Challenge: Give the count of lines that include the string "screenshot". Add nothing to it.

┌─ Dataset extract

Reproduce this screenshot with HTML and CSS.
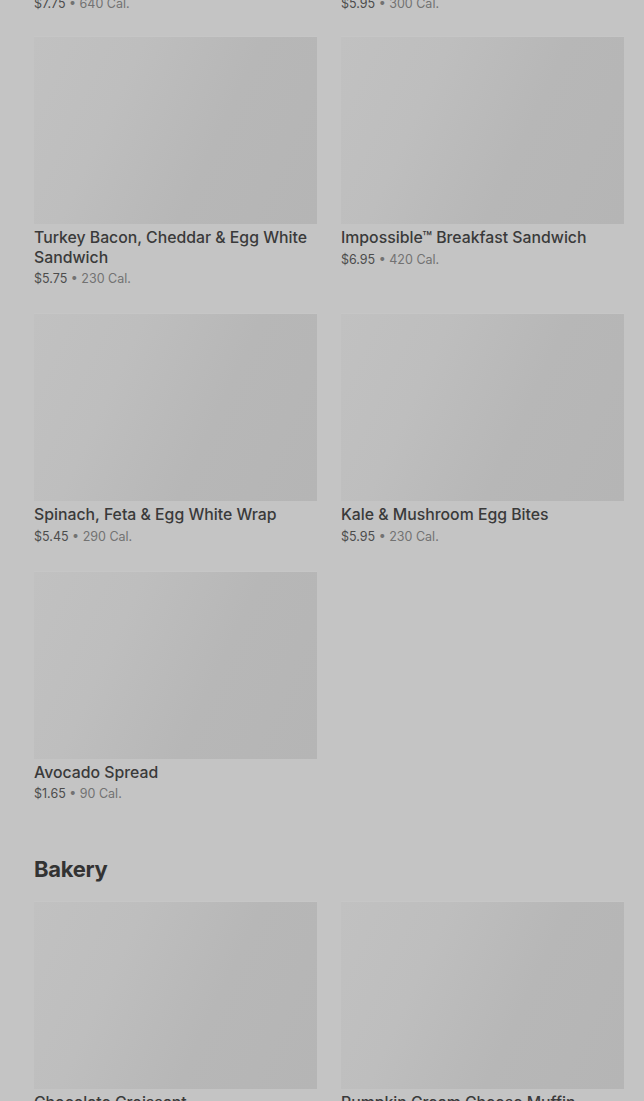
FILE: index.html
```html
<!DOCTYPE html>
<html lang="en">
<head>
<meta charset="utf-8">
<title>Menu</title>
<link rel="stylesheet" href="styles.css">
</head>
<body>
<main class="page">
  <div class="grid top-grid">
    <div class="card tail">
      <p class="meta"><span class="price">$7.75</span> <span class="cal">• 640 Cal.</span></p>
    </div>
    <div class="card tail">
      <p class="meta"><span class="price">$5.95</span> <span class="cal">• 300 Cal.</span></p>
    </div>
  </div>

  <div class="grid">
    <div class="card">
      <div class="thumb"></div>
      <h3 class="name">Turkey Bacon, Cheddar &amp; Egg White Sandwich</h3>
      <p class="meta"><span class="price">$5.75</span> <span class="cal">• 230 Cal.</span></p>
    </div>
    <div class="card">
      <div class="thumb"></div>
      <h3 class="name">Impossible™ Breakfast Sandwich</h3>
      <p class="meta"><span class="price">$6.95</span> <span class="cal">• 420 Cal.</span></p>
    </div>
    <div class="card">
      <div class="thumb"></div>
      <h3 class="name">Spinach, Feta &amp; Egg White Wrap</h3>
      <p class="meta"><span class="price">$5.45</span> <span class="cal">• 290 Cal.</span></p>
    </div>
    <div class="card">
      <div class="thumb"></div>
      <h3 class="name">Kale &amp; Mushroom Egg Bites</h3>
      <p class="meta"><span class="price">$5.95</span> <span class="cal">• 230 Cal.</span></p>
    </div>
    <div class="card">
      <div class="thumb"></div>
      <h3 class="name">Avocado Spread</h3>
      <p class="meta"><span class="price">$1.65</span> <span class="cal">• 90 Cal.</span></p>
    </div>
  </div>

  <section class="section">
    <h2 class="section-title">Bakery</h2>
    <div class="grid">
      <div class="card">
        <div class="thumb"></div>
        <h3 class="name">Chocolate Croissant</h3>
        <p class="meta"><span class="price">$3.95</span> <span class="cal">• 300 Cal.</span></p>
      </div>
      <div class="card">
        <div class="thumb"></div>
        <h3 class="name">Pumpkin Cream Cheese Muffin</h3>
        <p class="meta"><span class="price">$3.75</span> <span class="cal">• 350 Cal.</span></p>
      </div>
    </div>
  </section>
</main>
</body>
</html>
```

FILE: styles.css
```css
html, body {
  margin: 0;
  padding: 0;
  background: #c4c4c4;
  overflow: hidden;
}

body {
  font-family: Inter, "Liberation Sans", sans-serif;
  color: #3b3b3b;
}

.page {
  padding: 0 20px 0 34px;
  margin-top: -5px;
}

.grid {
  display: grid;
  grid-template-columns: 283px 283px;
  column-gap: 24px;
  row-gap: 25px;
}

.top-grid {
  margin-bottom: 23px;
}

.card {
  display: flex;
  flex-direction: column;
}

.thumb {
  height: 188px;
  background: linear-gradient(115deg, #c1c1c1 0%, #bebebe 30%, #b7b7b7 62%, #b5b5b5 100%);
  border-top: 1px solid #c6c6c6;
  box-sizing: border-box;
}

.name {
  margin: 4px 0 0;
  font-size: 15.8px;
  line-height: 19.5px;
  font-weight: 500;
  color: #3a3a3a;
}

.meta {
  margin: 3px 0 0;
  font-size: 12.5px;
  line-height: 18px;
}

.tail .meta {
  margin: 0;
}

.price {
  color: #4c4c4c;
}

.cal {
  color: #727272;
}

.section {
  margin-top: 52px;
}

.section-title {
  margin: 0 0 18px;
  font-size: 22px;
  line-height: 28px;
  font-weight: 700;
  color: #333333;
  letter-spacing: -0.3px;
}
```
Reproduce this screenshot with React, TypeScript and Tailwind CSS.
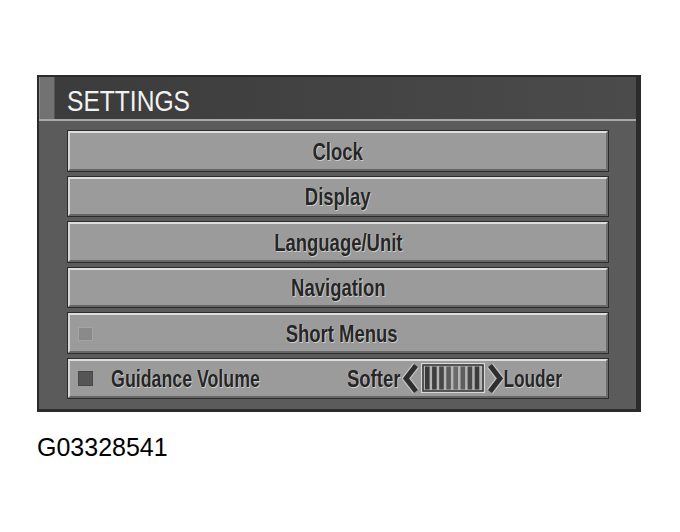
import React from "react";

const font = "font-['Liberation_Sans',Arial,sans-serif]";
const labelShadow = "[text-shadow:1px_1px_0_#cdcdcd,-1px_0_0_#b8b8b8]";

function Bevel({ children }: { children: React.ReactNode }) {
  return (
    <div className="flex-1 border border-[#2c2c2c] flex">
      <div className="flex-1 flex border-t-2 border-l-2 border-t-[#dedede] border-l-[#d6d6d6] border-b-2 border-r-2 border-b-[#666] border-r-[#6e6e6e] bg-[#9b9b9b]">
        {children}
      </div>
    </div>
  );
}

function Label({ text }: { text: string }) {
  return (
    <span
      className={`inline-block whitespace-nowrap scale-x-[0.77] text-[24px] leading-none font-bold text-[#262626] ${labelShadow} ${font}`}
    >
      {text}
    </span>
  );
}

function MenuButton({ text }: { text: string }) {
  return (
    <Bevel>
      <div className="flex-1 flex items-center justify-center pt-[2px]">
        <Label text={text} />
      </div>
    </Bevel>
  );
}

function Chevron({ dir }: { dir: "left" | "right" }) {
  const d = dir === "left" ? "M14 2 L4 15 L14 28" : "M3 2 L13 15 L3 28";
  return (
    <svg width="17" height="31" viewBox="0 0 17 30" className="shrink-0">
      <path d={d} fill="none" stroke="#c4c4c4" strokeWidth="7.5" strokeLinejoin="miter" />
      <path d={d} fill="none" stroke="#2e2e2e" strokeWidth="5" strokeLinejoin="miter" />
    </svg>
  );
}

function VolumeBar() {
  const bars = ["#3a3a3a", "#3e3e3e", "#474747", "#5c5c5c", "#6a6a6a", "#5e5e5e", "#4a4a4a", "#3c3c3c"];
  return (
    <svg width="64" height="30" viewBox="0 0 64 30" className="shrink-0 mx-[2px]">
      <rect x="0.5" y="0.5" width="63" height="29" fill="#bdbdbd" stroke="#d8d8d8" />
      <rect x="2" y="2" width="60" height="26" fill="#b4b4b4" stroke="#333" strokeWidth="1.5" />
      {bars.map((c, i) => (
        <rect key={i} x={4 + i * 7.1} y="3.5" width="4.6" height="23" fill={c} />
      ))}
    </svg>
  );
}

export default function App() {
  return (
    <div className="w-[680px] h-[532px] bg-white pt-[75px] pl-[37px]">
      <div className="w-[604px] h-[337px] flex flex-col bg-[#5b5b5b] border-t-2 border-l-2 border-r-[5px] border-b-[3px] border-[#2b2b2b]">
        <div className="h-[44px] flex bg-gradient-to-r from-[#3b3b3b] to-[#4b4b4b] border-b-2 border-[#a8a8a8]">
          <div className="w-[16px] bg-[#727272] border-l border-r border-l-[#8c8c8c] border-r-[#555]" />
          <div className="flex items-center pl-[12px] pt-[6px]">
            <span
              className={`inline-block origin-left scale-x-[0.82] text-[30px] leading-none text-[#f2f2f2] ${font}`}
            >
              SETTINGS
            </span>
          </div>
        </div>

        <div className="flex-1 flex flex-col gap-[4px] pl-[28px] pr-[27px] pt-[9px] pb-[10px]">
          <MenuButton text="Clock" />
          <MenuButton text="Display" />
          <MenuButton text="Language/Unit" />
          <MenuButton text="Navigation" />
          <Bevel>
            <div className="flex-1 grid grid-cols-[1fr_auto_1fr] items-center pl-[8px] pt-[2px]">
              <div className="w-[15px] h-[14px] bg-[#8a8a8a] border border-[#a4a4a4]" />
              <Label text="Short Menus" />
              <div />
            </div>
          </Bevel>
          <Bevel>
            <div className="flex-1 flex items-center pl-[8px] pr-[44px]">
              <div className="w-[15px] h-[15px] bg-[#555] border border-[#474747] shrink-0" />
              <div className="ml-[17px] w-[150px] flex justify-center pt-[2px]">
                <span
                  className={`inline-block whitespace-nowrap scale-x-[0.74] text-[24px] leading-none font-bold text-[#262626] ${labelShadow} ${font}`}
                >
                  Guidance Volume
                </span>
              </div>
              <div className="flex-1" />
              <div className="w-[56px] flex justify-center pt-[2px]">
                <Label text="Softer" />
              </div>
              <Chevron dir="left" />
              <VolumeBar />
              <Chevron dir="right" />
              <div className="w-[58px] flex justify-center pt-[2px]">
                <span
                  className={`inline-block whitespace-nowrap scale-x-[0.72] text-[24px] leading-none font-bold text-[#262626] ${labelShadow} ${font}`}
                >
                  Louder
                </span>
              </div>
            </div>
          </Bevel>
        </div>
      </div>

      <div className={`mt-[23px] text-[25px] leading-none text-black ${font}`}>G03328541</div>
    </div>
  );
}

└─

Right answer: 2